Interview with Poet Christina Lovin
1. How does the act of writing poetry change your perception of the world around you?
Good question. For me, writing poetry forces me to look beyond the surface of everyday life and scrutinize the minutia. It took me a long time to recognize that one of the primary jobs of the poet is that of observer. Even the most mundane activities or objects can create some sort of mystery. Think of Neruda's "Ode to my Socks" or the odes of Sharon Olds, many of which reflect on ordinary, and sometimes startling objects (body parts, surgical procedures, taboo subjects, and even dirt). I wouldn't be surprised to learn that, like me, many poets have a notebook or other method of jotting down ideas when something that seems "poetry-worthy" shows up in their lives.
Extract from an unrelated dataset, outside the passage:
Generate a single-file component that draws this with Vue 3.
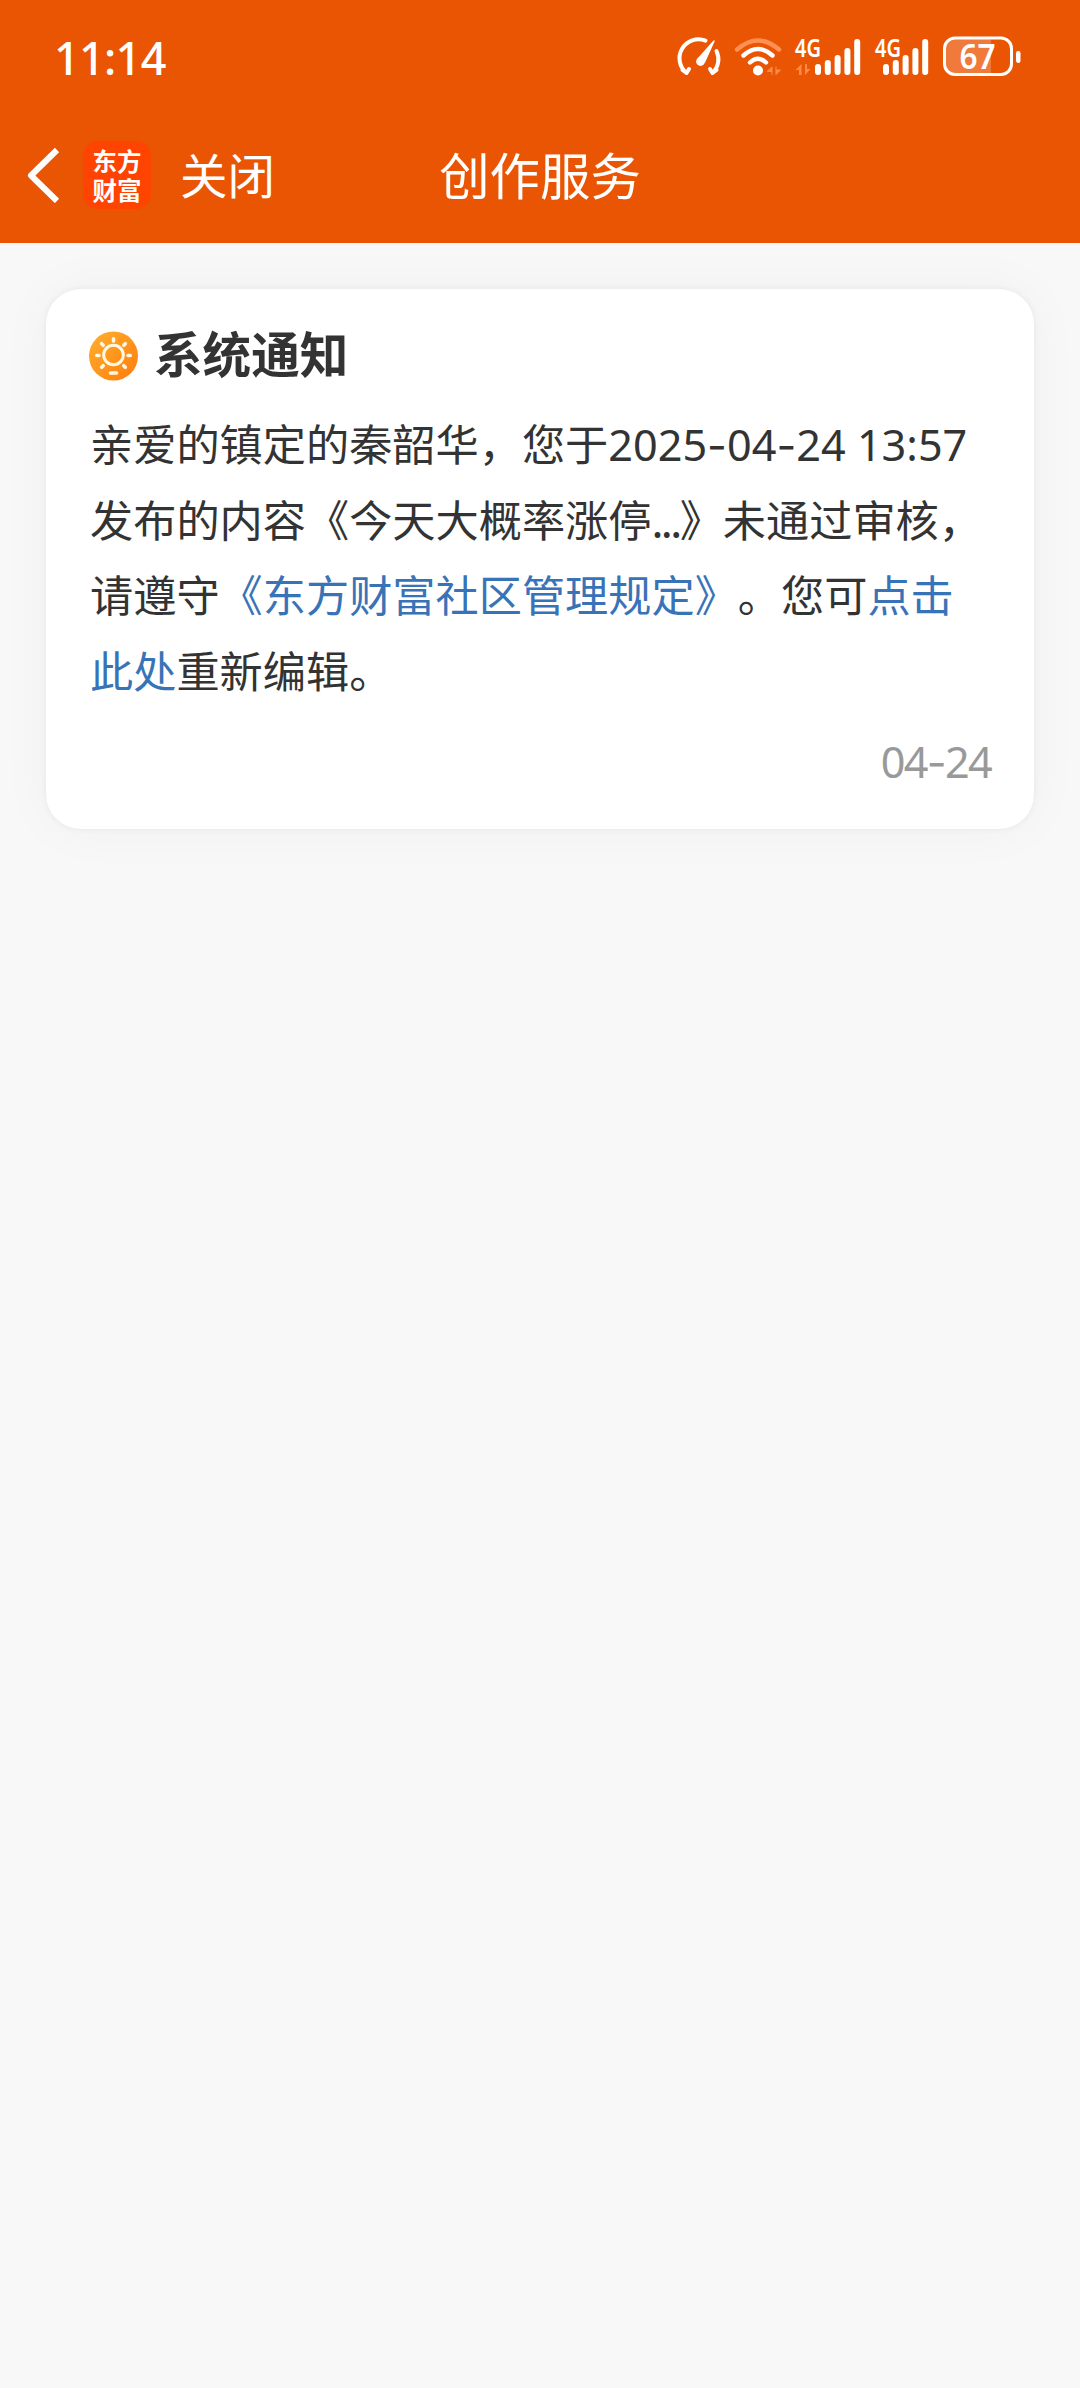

For me, it is sometimes just a few words or a phrase; sometimes it is a complete scenario or image. Often, however, it takes several of these "poem starts" (as I call them) to create what I would consider a finished poem.
Of course, as we consider the world around us, nature comes to mind. The danger for beginning poets is to attempt to show only the beauty in nature. Unfortunately, beauty is only one layer of any subject. Again, Neruda comes to mind with his essay, "Toward an Impure Poetry." In it, he speaks of the worn out, the used up, the thrown away elements of the world that may hold more grace and glory than the perfect rose or newborn infant. I recall a monarch butterfly fallen to the concrete in a parking lot. It seemed perfect and whole. Then I realized the butterfly was moving. It as moving, but not on its own volition: an army of ants had borne it up and was carrying it to their underground pantry. Many people may have been disgusted, but I was fascinated with the idea that even in its death, the butterfly was beautiful. Now I need to go into my poetry graveyard of "poem starts" and finish that poem.
"Let that be the poetry we search for: worn with the hand's obligations, as by acids, steeped in sweat and in smoke, smelling of the lilies and urine, spattered diversely by the trades that we live by, inside the law or beyond it." ~~ Pablo Neruda
2. What is the importance of reading and writing poetry in the 21st century?
It seems that poetry is becoming increasingly important for all of us, both poets and the readers of poems, the further we move into the 21st Century. It was synchronicity for me to really start taking my poetry serious at the beginning of this century. I spent the summers of 2000 and 2001 at Harvard, taking writing courses, including a poetry course taught by the great poet and teacher, Bruce Smith. Those sixteen weeks literally changed my life. I was engrossed in my own writing and reading great contemporary poets. I was accepted into a wonderful MFA program (New England College) to begin in January 2002. Then 9/11 happened. I sat that night in my beautiful home in Illinois, a home I would voluntarily abandon in a few months, writing poetry and reading what others were writing in that immediacy. Poetry, at its best, is connection.
We all slogged through the following years of lies from our government. I was writing poetry for a degree; I had plenty of material. In January 2003, with other poets and writers, I signed a petition to stop our country from going to war, as the rhetoric of "weapons of mass destruction" continued. In February of that year, poet Sam Hamill created the Poets Against the War website. Within a few weeks, there were more than 10,000 poems posted there. Then on March 19, 2003, our country formally entered into yet another unnecessary armed conflict. The poets responded: soon there were nearly 25,000 poems of protest there for the world to read. Poetry is at the front lines and has been for every war, in every place people are held down.
Of course, with the total denial of human and women's rights, environmental issues, foreign diplomacy, and what is best for our children by the current administration, poetry is becoming critical. Recently, poems such as "Good Bones" (Maggie Smith) and the hot-off-the-Rattle Poetry-press, "How to Unpack a Bomb Vest" written following the Manchester, England attack following a rock concert (Matt Hohner). Most recently, Micah David-Cole Fletcher, the surviving victim of the Portland Oregon train attack, who wrote poetry from his hospital bed. Now, with social media, a poem can travel the globe in seconds, as these and other recent works have done. Poetry counts.
3. What is one of your favorite lines of poetry and why?
"I am remembering somewhere else/ in another age or someone not seen/ for years and never to be seen again/ in this world and it seems that I cherish/ only now a joy I was not aware of/ when it was here although it remains/ out of reach and will not be caught or named/ or called back and if I could make it stay/ as I want to it would turn to pain." W.S. Merwin, from "One of the Butterflies"
There are many lines of poetry I love, each for a different reason. This excerpt, however, reminds me of what poetry is made: some intangible image or memory that, although we recognize it, is impossible to capture or recreate. Merwin is the master of such. I first read his book Vixen as an MFA student. I was sitting at a booth in the local Chapel Hill Whole Foods, weeping openly, sobbing by the time I closed the book. I've seen people moved by my poetry at times. It's not that I want to make the listeners feel bad or tear up, but if I can feel a senses of yes in the audience, I feel my poetry is doing at least some of the work I expect.